As the cannabis market in Canada continues its growth, cannabis franchise opportunities could be the access point for companies looking to enter the industry’s retail channels.
A walk down just about any commercial street in North America paints a vivid picture of how large a role franchise businesses play in today’s commercial landscape. Signs for McDonald’s, UPS, 7-11, Travelodge and countless other continent-spanning franchises are ubiquitous sights. It’s not hard to understand why. An entrepreneur can choose to go their own way and build a business from scratch while hoping their own expertise — and luck — will be enough to keep them out of the new business graveyard, or they can tap into the established brand, pre-designed systems, and support network of an existing and time-tested franchise model.
The sheer number of golden arches dotted along a highway is a pretty good indicator that a lot of business owners prefer the latter option.
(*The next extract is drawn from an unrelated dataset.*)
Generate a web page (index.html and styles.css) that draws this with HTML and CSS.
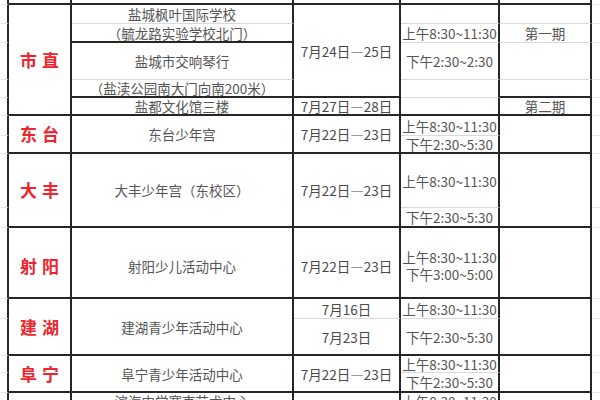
FILE: index.html
```html
<!DOCTYPE html>
<html lang="zh">
<head>
<meta charset="utf-8">
<title>培训安排</title>
<link rel="stylesheet" href="styles.css">
</head>
<body>
<div class="sheet">
  <!-- row 0 -->
  <div class="m ml"></div><div class="c"></div><div class="c"></div><div class="c"></div><div class="c"></div><div class="c"></div><div class="m"></div>
  <!-- r1 -->
  <div class="m ml"></div>
  <div class="c lab r5">市直</div>
  <div class="c g">盐城枫叶国际学校</div>
  <div class="c r4 dt">7月24日—25日</div>
  <div class="c g"></div>
  <div class="c g"></div>
  <div class="m"></div>
  <!-- r2 -->
  <div class="m ml"></div>
  <div class="c">（毓龙路实验学校北门）</div>
  <div class="c g">上午8:30~11:30</div>
  <div class="c g">第一期</div>
  <div class="m"></div>
  <!-- r3 -->
  <div class="m ml"></div>
  <div class="c g">盐城市交响琴行</div>
  <div class="c g">下午2:30~2:30</div>
  <div class="c g"></div>
  <div class="m"></div>
  <!-- r4 -->
  <div class="m ml"></div>
  <div class="c">（盐渎公园南大门向南200米）</div>
  <div class="c g"></div>
  <div class="c"></div>
  <div class="m"></div>
  <!-- r5 -->
  <div class="m ml"></div>
  <div class="c">盐都文化馆三楼</div>
  <div class="c dt">7月27日—28日</div>
  <div class="c"></div>
  <div class="c">第二期</div>
  <div class="m"></div>
  <!-- r6 -->
  <div class="m ml"></div>
  <div class="c lab r2">东台</div>
  <div class="c r2">东台少年宫</div>
  <div class="c r2 dt">7月22日—23日</div>
  <div class="c g">上午8:30~11:30</div>
  <div class="c r2"></div>
  <div class="m"></div>
  <!-- r7 -->
  <div class="m ml"></div>
  <div class="c">下午2:30~5:30</div>
  <div class="m"></div>
  <!-- r8 -->
  <div class="m ml"></div>
  <div class="c lab r2">大丰</div>
  <div class="c r2">大丰少年宫（东校区）</div>
  <div class="c r2 dt">7月22日—23日</div>
  <div class="c g">上午8:30~11:30</div>
  <div class="c r2"></div>
  <div class="m"></div>
  <!-- r9 -->
  <div class="m ml"></div>
  <div class="c">下午2:30~5:30</div>
  <div class="m"></div>
  <!-- r10 -->
  <div class="m ml"></div>
  <div class="c lab lo">射阳</div>
  <div class="c lo">射阳少儿活动中心</div>
  <div class="c lo dt">7月22日—23日</div>
  <div class="c lo col"><span>上午8:30~11:30</span><span>下午3:00~5:00</span></div>
  <div class="c"></div>
  <div class="m"></div>
  <!-- r11 -->
  <div class="m ml"></div>
  <div class="c lab r2">建湖</div>
  <div class="c r2">建湖青少年活动中心</div>
  <div class="c g dt">7月16日</div>
  <div class="c g">上午8:30~11:30</div>
  <div class="c r2"></div>
  <div class="m"></div>
  <!-- r12 -->
  <div class="m ml"></div>
  <div class="c dt">7月23日</div>
  <div class="c">下午2:30~5:30</div>
  <div class="m"></div>
  <!-- r13 -->
  <div class="m ml"></div>
  <div class="c lab r2">阜宁</div>
  <div class="c r2">阜宁青少年活动中心</div>
  <div class="c r2 dt">7月22日—23日</div>
  <div class="c g">上午8:30~11:30</div>
  <div class="c r2"></div>
  <div class="m"></div>
  <!-- r14 -->
  <div class="m ml"></div>
  <div class="c">下午2:30~5:30</div>
  <div class="m"></div>
  <!-- r15 -->
  <div class="m ml"></div>
  <div class="c top"></div>
  <div class="c top">滨海中学赛克艺术中心</div>
  <div class="c top"></div>
  <div class="c top">上午8:30~11:30</div>
  <div class="c top"></div>
  <div class="m"></div>
</div>
</body>
</html>
```

FILE: styles.css
```css
* {
  box-sizing: border-box;
  margin: 0;
  padding: 0;
}

html,
body {
  width: 600px;
  height: 400px;
  overflow: hidden;
  background: #ffffff;
}

body {
  font-family: "Noto Sans CJK SC", "Microsoft YaHei", sans-serif;
  font-size: 13.5px;
  color: #555555;
}

.sheet {
  display: grid;
  grid-template-columns: 9px 63px 222px 107px 99px 92px 8px;
  grid-template-rows: 5px 19px 19px 37px 18px 18px 20px 18px 54px 20px 71px 20px 37px 17px 20px 27px;
}

.c {
  border-right: 2px solid #262626;
  border-bottom: 2px solid #262626;
  display: flex;
  align-items: center;
  justify-content: center;
  text-align: center;
  line-height: 16px;
  white-space: nowrap;
}

.col {
  flex-direction: column;
  gap: 1px;
}

.g {
  border-bottom: 1px solid #d9d9d9;
}

.m {
  border-bottom: 1px solid #e6e6e6;
}

.ml {
  border-right: 2px solid #262626;
}

.r2 {
  grid-row: span 2;
}

.r4 {
  grid-row: span 4;
}

.r5 {
  grid-row: span 5;
}

.dt {
  color: #4a4a4a;
}

.lab {
  color: #f0242c;
  font-weight: 700;
  font-size: 17px;
  letter-spacing: 5px;
  padding-left: 5px;
}

.lo {
  padding-top: 6px;
}

.top {
  align-items: flex-start;
  overflow: hidden;
}
```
In Canada, a whole new category is about to enter the retail landscape. Since the day Prime Minister Justin Trudeau was elected in 2015, a large number of would-be cannabis entrepreneurs have been looking into ways to grab a piece of this new and exciting — albeit complicated — marketplace. For a lot of these new cannabis players who have the capital but may lack first-hand cannabis industry experience, entering into franchise agreements is an opportunity to step into the business without the potentially business-sinking growing pains and risks.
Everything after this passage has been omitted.